Extraordinary Rendition
27 May - 19 Jul 2008
EXTRAORDINARY RENDITION
James Casebere, Elmgreen&Dragset, Alicia Framis & Santiago Sierra
May 27th – July 19th 2008
Opening hours: 11 am – 2 pm & 4:30 - 8:30 pm.
Opening: Tuesday May 27th 2008, at 8 pm.
Extraordinary Rendition is an expression coined by the Bush administration to define a series of the new legal measures designed to sidestep the existing Human Rights system and deprive citizens from its protection.
The excuse for these measures can be traced back to the “dirty war” in Latin America during the 1980s, yet it was with the 9-11 attacks when it really took off and gained visibility under the shelter of the so-called “war on terror”. Though outwardly minor steps, they nevertheless lead, little by little, to situations allowing or “legalising” illegal detentions and torture under euphemistic formulas.

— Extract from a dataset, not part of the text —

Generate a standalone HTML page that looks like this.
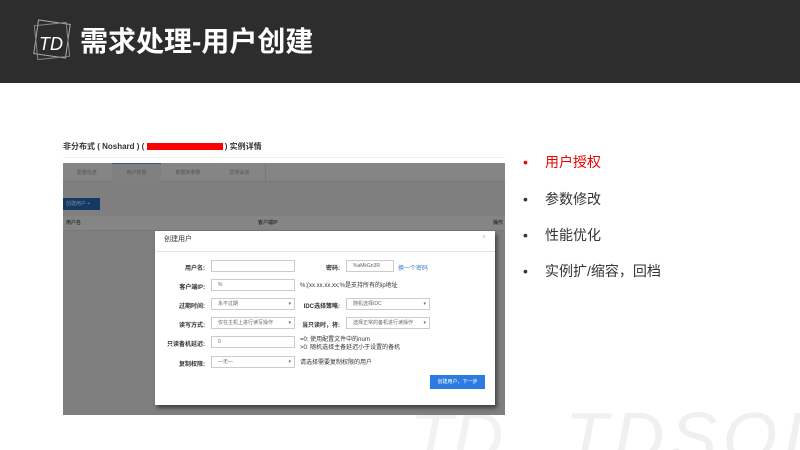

For instance, laws like the “Patriot Act” limit, if not completely abolish, citizens’ right to privacy or freedom of expression while at once allowing for kidnapping and confinement of persons without charges, without trial or a detention period as has been happening in Guantanamo since 2002. Physical and psychological torture is even justified with a system of euphemisms in which methods of torture described back in medieval treatises are now given new names, like “waterboarding”, in an attempt to disguise their true meaning.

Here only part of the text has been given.